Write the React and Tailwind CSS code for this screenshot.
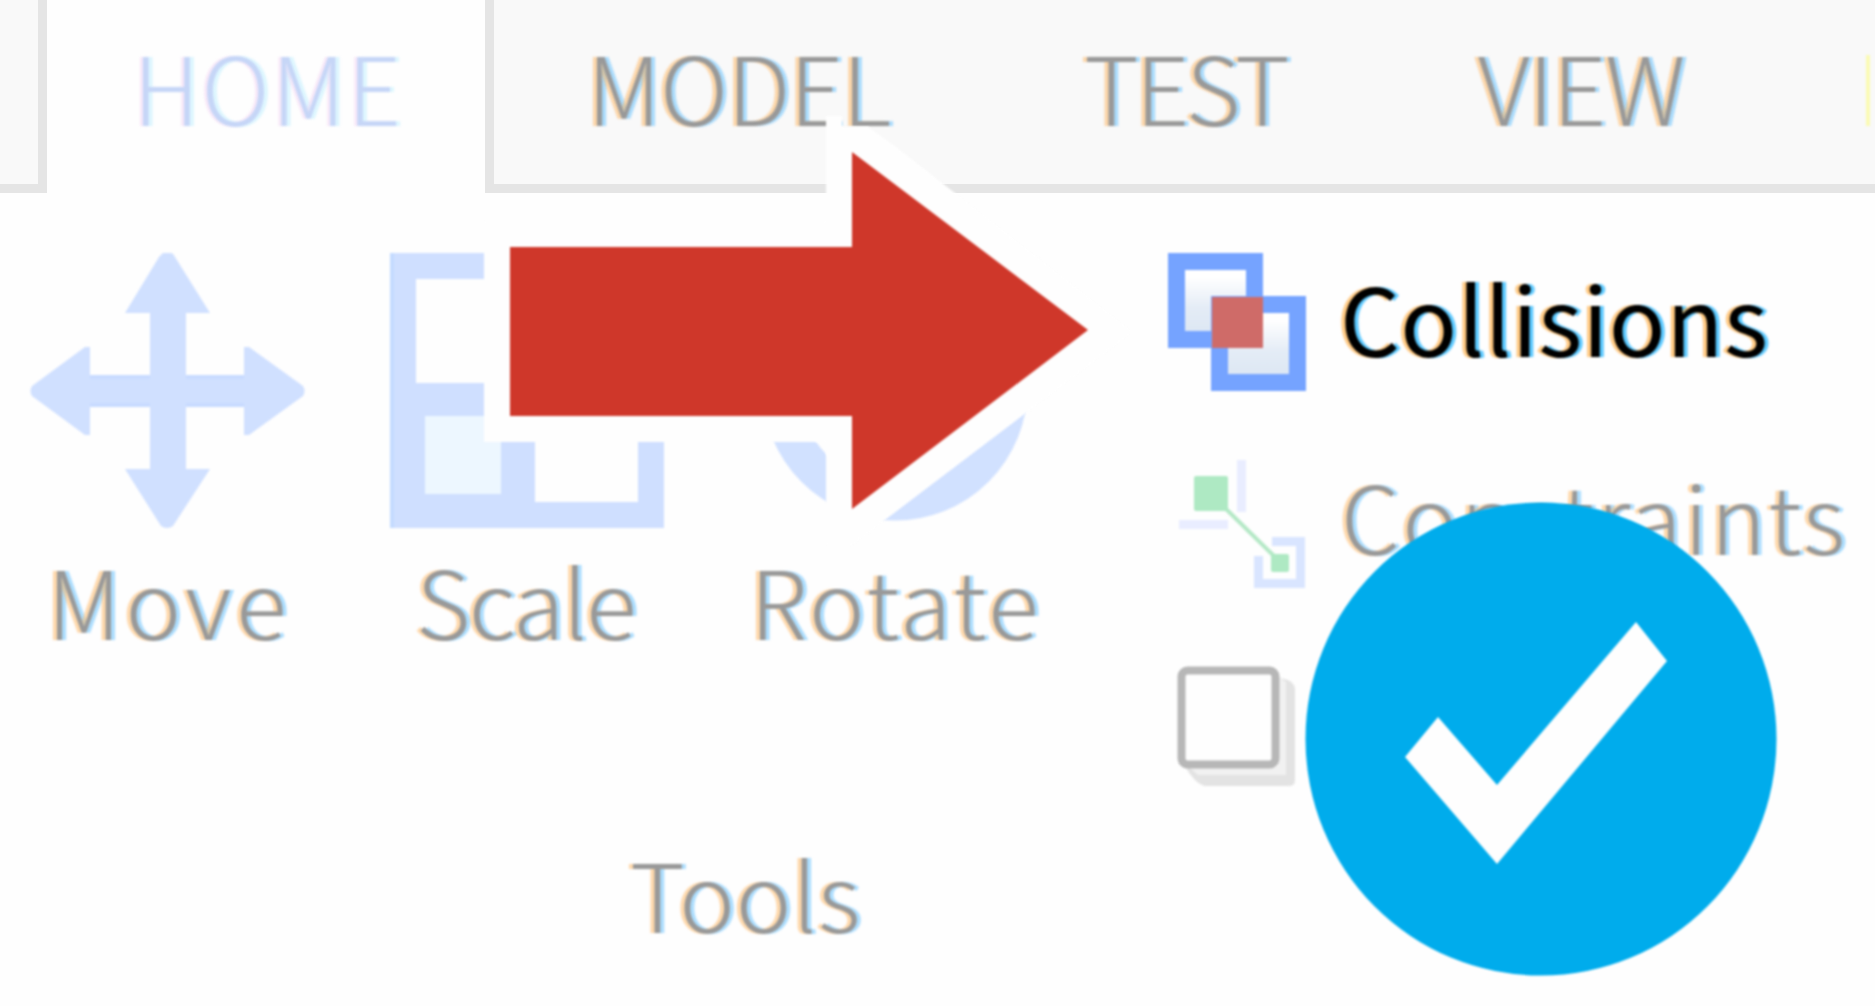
const fringe =
  "font-light [text-shadow:-4px_0_1px_rgba(255,180,90,0.5),4px_0_1px_rgba(90,190,255,0.5)]";

function Label({ children, className = "" }) {
  return (
    <span
      className={`block h-[100px] whitespace-nowrap text-[94px] leading-[100px] blur-[1.2px] ${className}`}
    >
      {children}
    </span>
  );
}

function MoveIcon() {
  return (
    <svg width="275" height="275" viewBox="30 253 275 275" fill="#d0e0ff" className="blur-[1px]">
      <path d="M163 253h8q2 0 4 4L210 313H186V375H244V347L249 347L303 386Q306 391 303 396L249 435H244V407H186V469H210L173 526Q167 530 161 526L125 469H150V407H90V435H85L32 396Q29 391 32 386L85 347H90V375H150V313H125L159 257Z" />
      <path fill="#c8dbff" d="M90 375h60v4H90zM186 375h58v4h-58zM90 403h60v4H90zM186 403h58v4h-58z" />
    </svg>
  );
}

function ScaleIcon() {
  return (
    <svg width="275" height="275" viewBox="390 253 275 275" className="blur-[1px]">
      <path fill="#edf7ff" d="M424 415h80v80h-80z" />
      <path
        fill="#cfdfff"
        fillRule="evenodd"
        d="M390 253H664V528H390ZM416 279V383H535V502H638V279ZM425 416V494H501V416Z"
      />
      <path fill="#c4dbff" d="M390 253h4v275h-4z" />
    </svg>
  );
}

function RotateIcon() {
  return (
    <svg width="275" height="275" viewBox="760 253 275 275" className="blur-[1px]">
      <circle cx="895" cy="388" r="114" fill="none" stroke="#d1e1ff" strokeWidth="37" />
    </svg>
  );
}

function CollisionsIcon() {
  return (
    <svg width="140" height="140" viewBox="1168 253 140 140" className="blur-[1px]">
      <defs>
        <linearGradient id="pane" x1="0" y1="0" x2="0" y2="1">
          <stop offset="0.2" stopColor="#ffffff" />
          <stop offset="0.6" stopColor="#e4ecf6" />
          <stop offset="1" stopColor="#dbe6f3" />
        </linearGradient>
      </defs>
      <rect x="1176.5" y="261.5" width="78" height="78" fill="url(#pane)" stroke="#75a3ff" strokeWidth="17" />
      <rect x="1219.5" y="304.5" width="78" height="78" fill="url(#pane)" stroke="#75a3ff" strokeWidth="17" />
      <rect x="1212" y="297" width="51" height="51" fill="#cf6b68" />
    </svg>
  );
}

function ConstraintsIcon() {
  return (
    <svg width="140" height="140" viewBox="1168 453 140 140" className="blur-[1px]">
      <path fill="#e9edff" d="M1237 460h9v52h-9zM1179 520h49v9h-49z" />
      <path fill="none" stroke="#d9e5ff" strokeWidth="9" d="M1272 541.5H1300.5V583.5H1258.5V556" />
      <path stroke="#b4e8c6" strokeWidth="4" d="M1224 507L1275 557" />
      <rect x="1194" y="476" width="34" height="35" rx="2" fill="#aee9c3" />
      <rect x="1271" y="554" width="18" height="18" rx="2" fill="#aee9c3" />
    </svg>
  );
}

function CheckboxIcon() {
  return (
    <svg width="140" height="140" viewBox="1168 660 140 140" className="blur-[1px]">
      <path fill="#e3e3e3" d="M1190 768H1280V678Q1295 680 1295 690V780Q1295 786 1289 786H1204Q1194 782 1186 768Z" />
      <path fill="#f1f1f1" d="M1188 766H1278V676L1286 682V775H1198Z" />
      <rect x="1181.5" y="670.5" width="94" height="94" rx="6" fill="#fefefe" stroke="#b7b7b7" strokeWidth="8" />
    </svg>
  );
}

function ArrowOverlay() {
  return (
    <svg className="absolute left-[470px] top-[90px] blur-[1px]" width="670" height="470" viewBox="470 90 670 470">
      <path fill="#fefefe" d="M484 221H826V116H842V127H868L896 147L1130 330V334L852 545H826V442H484Z" />
      <path fill="#cf372a" d="M510 247H852V152L1088 330L852 509V416H510Z" />
    </svg>
  );
}

function CheckBadge() {
  return (
    <svg className="absolute left-[1304px] top-[501px] blur-[1px]" width="474" height="478" viewBox="1304 501 474 478">
      <ellipse cx="1541" cy="739" rx="235.5" ry="236.5" fill="#00acec" />
      <path fill="#fefefe" d="M1405 757L1438 717L1497 785L1636 622L1667 661L1497 864Z" />
    </svg>
  );
}

export default function App() {
  return (
    <div className="relative h-[1006px] w-[1875px] overflow-hidden bg-[#fefefe] font-['Noto_Sans_CJK_SC','Noto_Sans',sans-serif] text-[#999]">
      <header className="flex h-[193px]">
        <div className="w-[47px] border-r-9 border-b-9 border-[#e5e5e5] bg-[#f9f9f9]" />
        <div className="w-[438px] pt-[35px] pl-[86px]">
          <Label className="font-light tracking-[1.8px] text-[#c6d6f7] [text-shadow:-3px_0_1px_rgba(240,200,240,0.4),4px_0_1px_rgba(190,240,255,0.5)]">HOME</Label>
        </div>
        <nav className="flex flex-1 overflow-hidden border-b-9 border-l-9 border-[#e5e5e5] bg-[#f9f9f9] pt-[35px] pl-[93px]">
          <div className="w-[497px] shrink-0"><Label className={`tracking-[-1px] ${fringe}`}>MODEL</Label></div>
          <div className="w-[394px] shrink-0"><Label className={`tracking-[-3.4px] ${fringe}`}>TEST</Label></div>
          <div className="w-[388px] shrink-0"><Label className={`tracking-[-1.4px] ${fringe}`}>VIEW</Label></div>
          <div className="mt-[20px] h-[71px] w-[4px] shrink-0 bg-[#fbfbb4] blur-[1px]" />
        </nav>
      </header>

      <main className="flex h-[813px]">
        <section className="flex w-[1168px] flex-col pt-[60px]">
          <div className="flex h-[396px] pl-[30px]">
            <div className="w-[360px]">
              <MoveIcon />
              <Label className={`mt-[21px] ml-[17px] tracking-[4.4px] ${fringe}`}>Move</Label>
            </div>
            <div className="w-[370px]">
              <ScaleIcon />
              <Label className={`mt-[21px] ml-[26px] tracking-[-1.7px] ${fringe}`}>Scale</Label>
            </div>
            <div className="w-[300px]">
              <RotateIcon />
              <Label className={`mt-[21px] -ml-[10px] tracking-[2.9px] ${fringe}`}>Rotate</Label>
            </div>
          </div>
          <div className="mt-[193px] pl-[630px]">
            <Label className={`tracking-[0.7px] ${fringe}`}>Tools</Label>
          </div>
        </section>

        <section className="flex flex-col pt-[60px]">
          <div className="flex h-[200px]">
            <CollisionsIcon />
            <Label className="mt-[13px] ml-[32px] tracking-[0.4px] text-black [text-shadow:-4px_0_1px_rgba(255,170,60,0.65),4px_0_1px_rgba(0,170,255,0.65)]">Collisions</Label>
          </div>
          <div className="flex h-[207px]">
            <ConstraintsIcon />
            <Label className={`mt-[11px] ml-[33px] tracking-[2.3px] ${fringe}`}>Constraints</Label>
          </div>
          <CheckboxIcon />
        </section>
      </main>

      <ArrowOverlay />
      <CheckBadge />
    </div>
  );
}
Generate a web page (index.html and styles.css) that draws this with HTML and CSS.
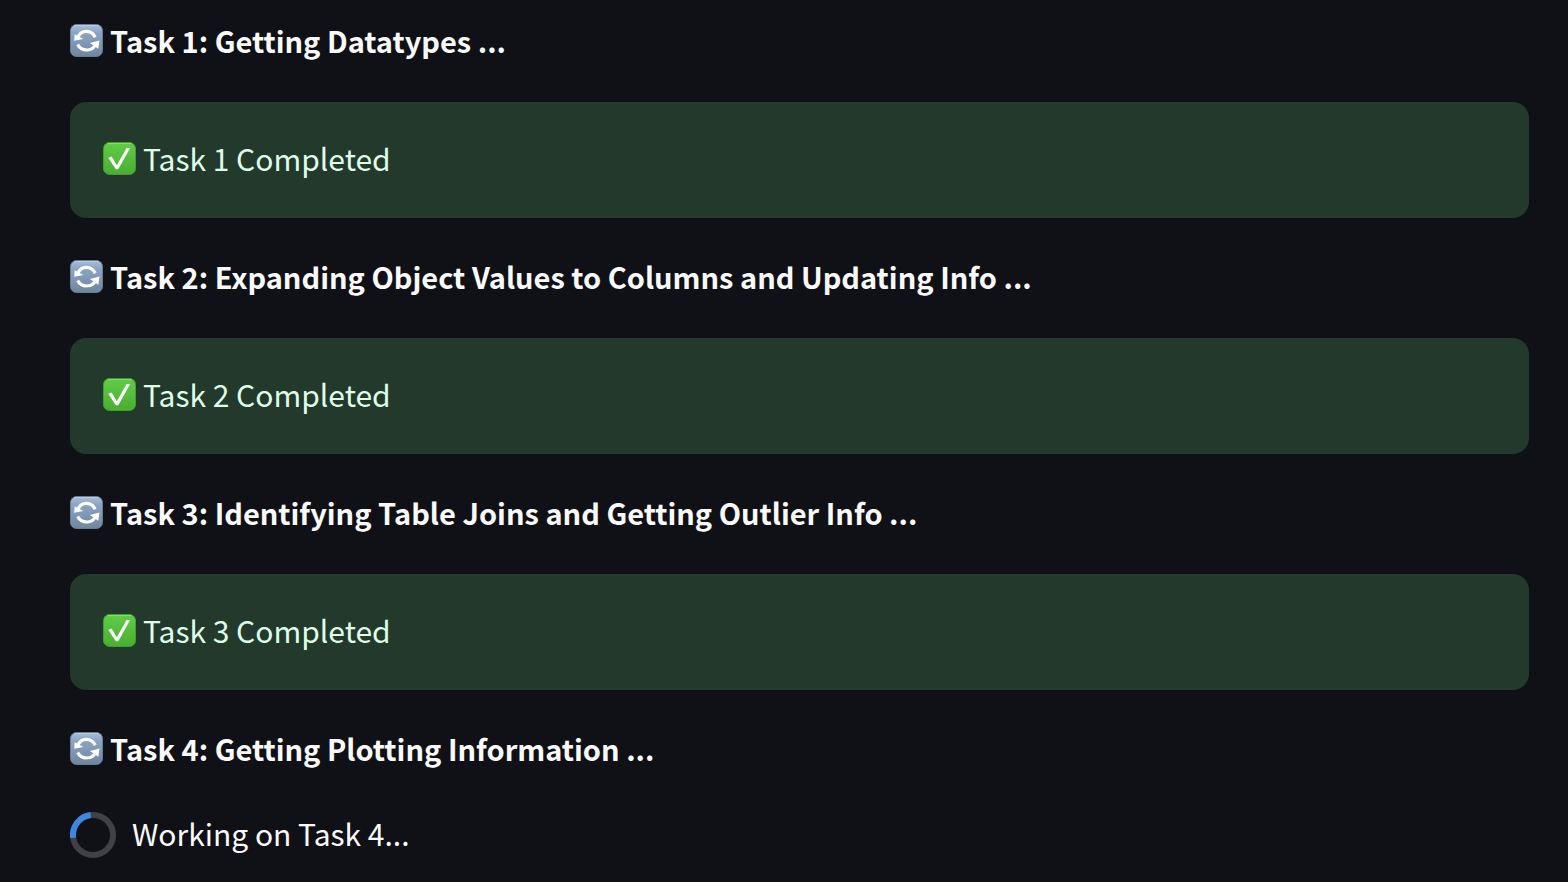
FILE: index.html
```html
<!DOCTYPE html>
<html lang="en">
<head>
<meta charset="utf-8">
<meta name="viewport" content="width=device-width, initial-scale=1">
<title>Task progress</title>
<link rel="stylesheet" href="styles.css">
</head>
<body>
<svg class="sprite" aria-hidden="true">
  <defs>
    <linearGradient id="blue" x1="0" y1="0" x2="0" y2="1">
      <stop offset="0" stop-color="#a9bfdb"/>
      <stop offset="0.25" stop-color="#8ba5c4"/>
      <stop offset="1" stop-color="#6f869f"/>
    </linearGradient>
    <linearGradient id="green" x1="0" y1="0" x2="0" y2="1">
      <stop offset="0" stop-color="#62cc49"/>
      <stop offset="1" stop-color="#49ae30"/>
    </linearGradient>
    <symbol id="refresh" viewBox="0 0 33 33">
      <rect x="0.5" y="0.5" width="32" height="32" rx="6" fill="url(#blue)" stroke="#667d95"/>
      <path d="M5 1.5h23" stroke="#b9cade" stroke-linecap="round"/>
      <g fill="none" stroke="#fff" stroke-width="3.2">
        <path d="M7.900 13.500C11 5.500 21.500 5.500 25.200 13.200"/>
        <path d="M25.300 20.500C22.500 27.700 11.500 28 7.700 20.500"/>
      </g>
      <path d="M4.700 10.200l-.5 6.500 9.200-1.600z" fill="#fff"/>
      <path d="M20 18.900l9.500-2.500-1.200 8.300z" fill="#fff"/>
    </symbol>
    <symbol id="check" viewBox="0 0 33 33">
      <rect x="0.5" y="0.5" width="32" height="32" rx="6" fill="url(#green)" stroke="#41a02b"/>
      <path d="M5 1.500h23" stroke="#82dc6c" stroke-linecap="round"/>
      <path d="M5.300 15.800l3.300-1.300 5.200 8.700L23.600 6h3.500L15.300 27.200h-2.500z" fill="#fff"/>
    </symbol>
  </defs>
</svg>
<main class="tasks">
  <h2 class="task"><svg class="emoji" role="img" aria-label="In progress"><use href="#refresh"/></svg>Task 1: Getting Datatypes ...</h2>
  <div class="alert" role="status"><svg class="emoji" role="img" aria-label="Done"><use href="#check"/></svg>Task 1 Completed</div>
  <h2 class="task"><svg class="emoji" role="img" aria-label="In progress"><use href="#refresh"/></svg>Task 2: Expanding Object Values to Columns and Updating Info ...</h2>
  <div class="alert" role="status"><svg class="emoji" role="img" aria-label="Done"><use href="#check"/></svg>Task 2 Completed</div>
  <h2 class="task"><svg class="emoji" role="img" aria-label="In progress"><use href="#refresh"/></svg>Task 3: Identifying Table Joins and Getting Outlier Info ...</h2>
  <div class="alert" role="status"><svg class="emoji" role="img" aria-label="Done"><use href="#check"/></svg>Task 3 Completed</div>
  <h2 class="task"><svg class="emoji" role="img" aria-label="In progress"><use href="#refresh"/></svg>Task 4: Getting Plotting Information ...</h2>
  <div class="working" role="status">
    <svg class="spinner" viewBox="0 0 46 46" aria-hidden="true">
      <circle cx="23" cy="23" r="20" fill="none" stroke="#414145" stroke-width="6"/>
      <path d="M3.200 25.800A20 20 0 0 1 20.700 3.100" fill="none" stroke="#3d86e2" stroke-width="6"/>
    </svg>
    <span class="working-label">Working on Task 4...</span>
  </div>
</main>
</body>
</html>
```
FILE: styles.css
```css
* {
  box-sizing: border-box;
}

body {
  margin: 0;
  background: #101116;
  color: #fafafa;
  font-family: "Noto Sans CJK SC", "Noto Sans", sans-serif;
  font-size: 30px;
  line-height: 46px;
}

.sprite {
  position: absolute;
  width: 0;
  height: 0;
}

.tasks {
  display: flex;
  flex-direction: column;
  gap: 35px;
  padding: 17px 39px 22px 70px;
}

.task,
.alert,
.working {
  display: flex;
  align-items: center;
  gap: 7px;
}

.task {
  margin: 0;
  padding-bottom: 4px;
  font-size: 29px;
  font-weight: 700;
}

.alert {
  padding: 33px 33px 37px;
  border-radius: 16px;
  background: #23392c;
  color: #dffde9;
}

.emoji {
  flex: none;
  width: 33px;
  height: 33px;
}

.working {
  gap: 16px;
}

.working-label {
  padding-bottom: 4px;
}

.spinner {
  flex: none;
  width: 46px;
  height: 46px;
}
```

§ §

## Problem to work on
Copy each line of the records above that carries the word "styles".

## Answer to the task
Generate a web page (index.html and styles.css) that draws this with HTML and CSS.
<link rel="stylesheet" href="styles.css">
FILE: styles.css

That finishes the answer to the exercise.